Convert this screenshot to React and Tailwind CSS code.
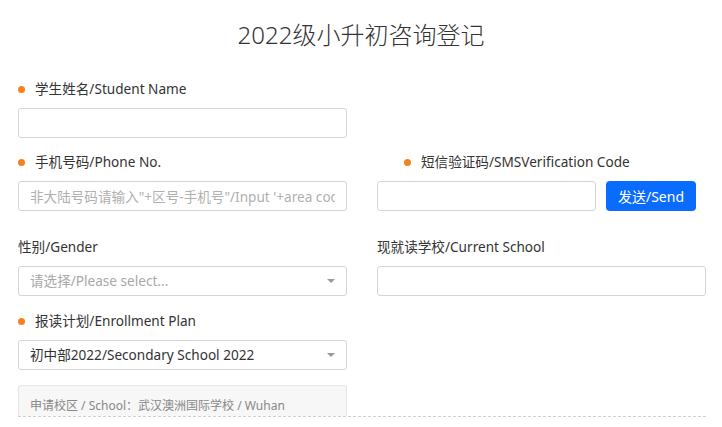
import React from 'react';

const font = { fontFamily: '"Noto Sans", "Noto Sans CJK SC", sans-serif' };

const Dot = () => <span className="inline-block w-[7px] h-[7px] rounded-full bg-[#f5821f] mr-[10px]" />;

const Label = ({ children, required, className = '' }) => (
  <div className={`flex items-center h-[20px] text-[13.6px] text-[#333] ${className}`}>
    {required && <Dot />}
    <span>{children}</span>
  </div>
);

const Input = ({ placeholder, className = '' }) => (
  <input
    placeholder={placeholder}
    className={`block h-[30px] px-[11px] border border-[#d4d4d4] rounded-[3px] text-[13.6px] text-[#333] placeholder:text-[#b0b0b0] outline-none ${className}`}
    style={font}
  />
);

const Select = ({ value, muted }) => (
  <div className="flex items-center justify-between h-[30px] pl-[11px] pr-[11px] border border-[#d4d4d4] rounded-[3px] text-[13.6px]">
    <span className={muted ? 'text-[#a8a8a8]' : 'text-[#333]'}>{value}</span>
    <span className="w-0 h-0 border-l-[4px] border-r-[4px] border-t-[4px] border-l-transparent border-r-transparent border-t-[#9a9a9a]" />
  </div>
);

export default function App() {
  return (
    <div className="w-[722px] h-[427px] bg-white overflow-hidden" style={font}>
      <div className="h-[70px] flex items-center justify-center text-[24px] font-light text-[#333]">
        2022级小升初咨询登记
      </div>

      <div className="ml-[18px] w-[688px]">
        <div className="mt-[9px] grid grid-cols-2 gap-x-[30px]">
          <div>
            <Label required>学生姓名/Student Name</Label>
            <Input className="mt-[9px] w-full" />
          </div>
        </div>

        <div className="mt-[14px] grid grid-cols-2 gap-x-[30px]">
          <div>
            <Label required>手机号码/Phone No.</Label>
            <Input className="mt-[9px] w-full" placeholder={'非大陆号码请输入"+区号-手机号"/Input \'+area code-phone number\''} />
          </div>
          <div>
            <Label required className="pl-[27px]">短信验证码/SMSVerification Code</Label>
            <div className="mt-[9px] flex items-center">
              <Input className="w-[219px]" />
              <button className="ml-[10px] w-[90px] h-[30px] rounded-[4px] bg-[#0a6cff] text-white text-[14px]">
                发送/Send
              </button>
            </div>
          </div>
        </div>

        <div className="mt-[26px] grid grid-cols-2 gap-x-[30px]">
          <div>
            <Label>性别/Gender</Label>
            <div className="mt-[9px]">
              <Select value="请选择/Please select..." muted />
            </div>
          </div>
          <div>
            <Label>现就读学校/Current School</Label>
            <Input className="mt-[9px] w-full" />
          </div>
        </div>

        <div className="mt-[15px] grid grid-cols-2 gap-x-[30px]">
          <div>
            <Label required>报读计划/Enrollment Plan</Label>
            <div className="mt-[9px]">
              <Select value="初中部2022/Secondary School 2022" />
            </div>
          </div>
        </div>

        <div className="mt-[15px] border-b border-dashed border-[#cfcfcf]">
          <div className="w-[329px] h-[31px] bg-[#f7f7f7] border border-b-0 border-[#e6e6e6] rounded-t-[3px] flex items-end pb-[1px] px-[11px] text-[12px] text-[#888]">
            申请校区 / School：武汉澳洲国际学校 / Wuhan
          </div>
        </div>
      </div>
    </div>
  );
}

§ Set task
Copy exactly the lines running from the beginning of the listing through the line that has "const Dot = ()". Drop the pictures.

§ Solution
Convert this screenshot to React and Tailwind CSS code.
import React from 'react';

const font = { fontFamily: '"Noto Sans", "Noto Sans CJK SC", sans-serif' };

const Dot = () => <span className="inline-block w-[7px] h-[7px] rounded-full bg-[#f5821f] mr-[10px]" />;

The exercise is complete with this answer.